The scorching summer of last year and the subsequent spike in subsidence claims highlight the potential dangers of hot weather for UK homes.

Here's a breakdown of what you need to know:

Heatwaves & Subsidence

The Met Office has warned that climate change is increasing the likelihood of heatwaves. In 2022, the Association of British Insurers (ABI) revealed that subsidence claims would reach their highest in 16 years, with a whopping £219 million expected to be paid out. A significant 18,000 of the 23,000 claims came after the summer heatwave.

A Record-Breaking Year

Since last year, Allianz noted a 140% rise in subsidence claims in September compared to the previous year. The main culprit? Dried-out clay soils, thanks to the summer of 2022 being the hottest and driest England has seen since records began.

Climate Change's Role

The Met Office has linked the UK's increasingly warm summers to human-caused climate change. In fact, four out of the five hottest summers in England's history have occurred since 2003. They've also pointed out a clear warming trend for the UK over time.

Why Subsidence Occurs

Extended spells of hot and dry weather can lead to subsidence, where the ground beneath a property dries out and sinks. This can result in major structural issues.

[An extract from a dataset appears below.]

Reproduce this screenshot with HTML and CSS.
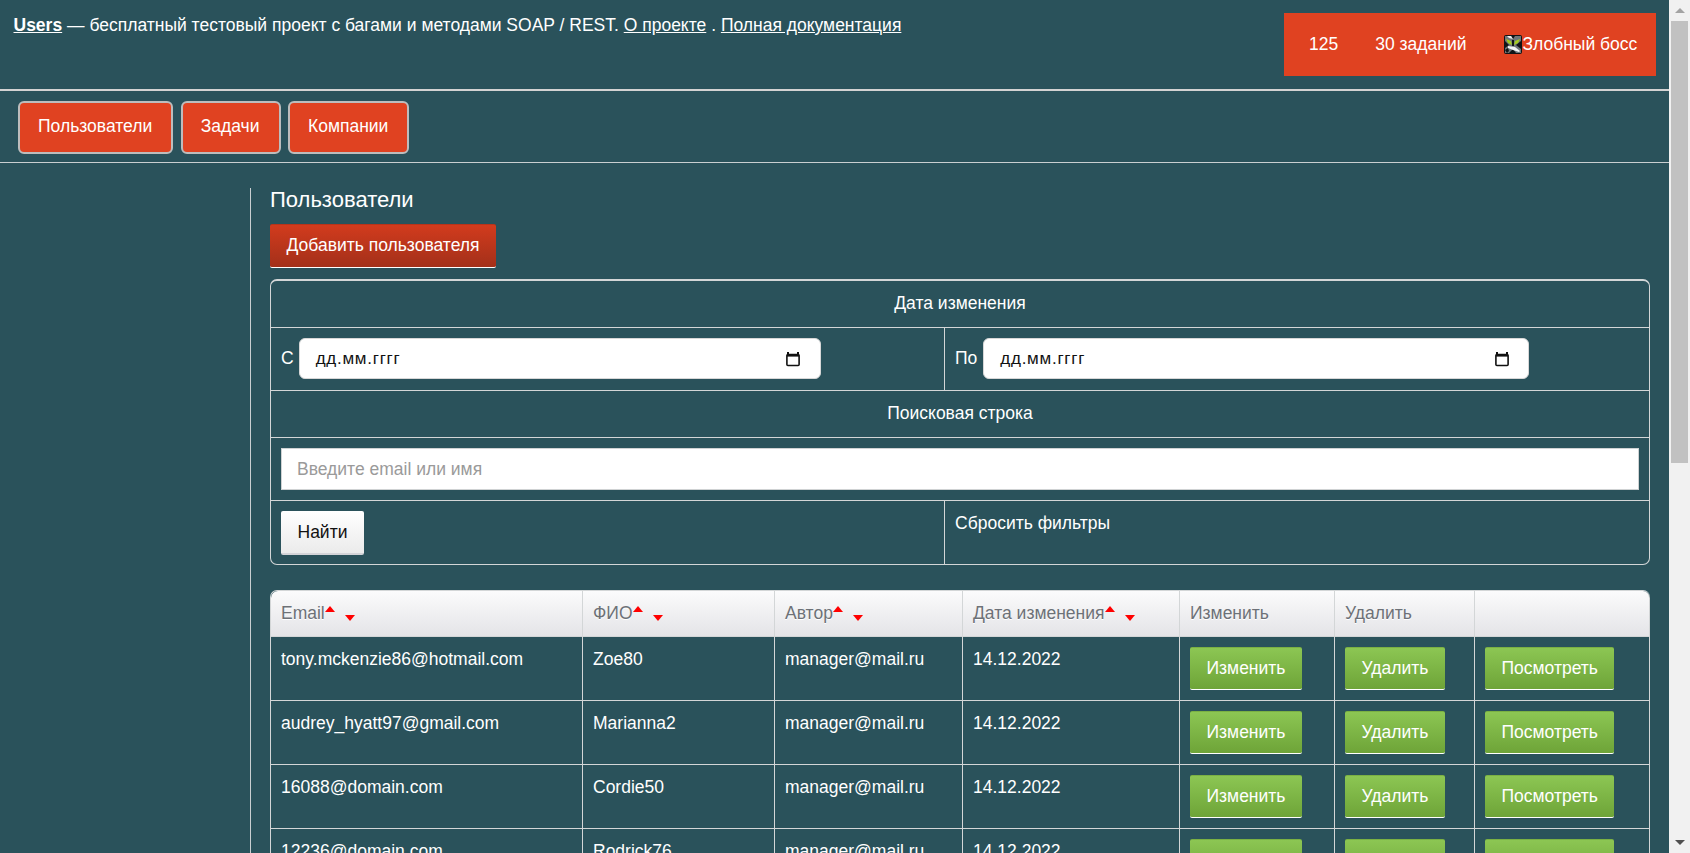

Homes built on clay soil are particularly at risk, with over 70% of subsidence claims believed to stem from clay shrinkage. It's worth noting that large patches of this type of soil are found in England and Wales.

Other Factors to Consider

While clay soil is a major factor, other elements like rainfall, vegetation, property features, and past claims also play a role in subsidence.

Preparing for the Future

Climate change is expected to cause more unpredictable claim volumes. It's essential for insurers to utilise advanced mapping tools and data models to gauge their risk in extreme subsidence scenarios.

Stay informed and prepared as we navigate the challenges of a changing climate.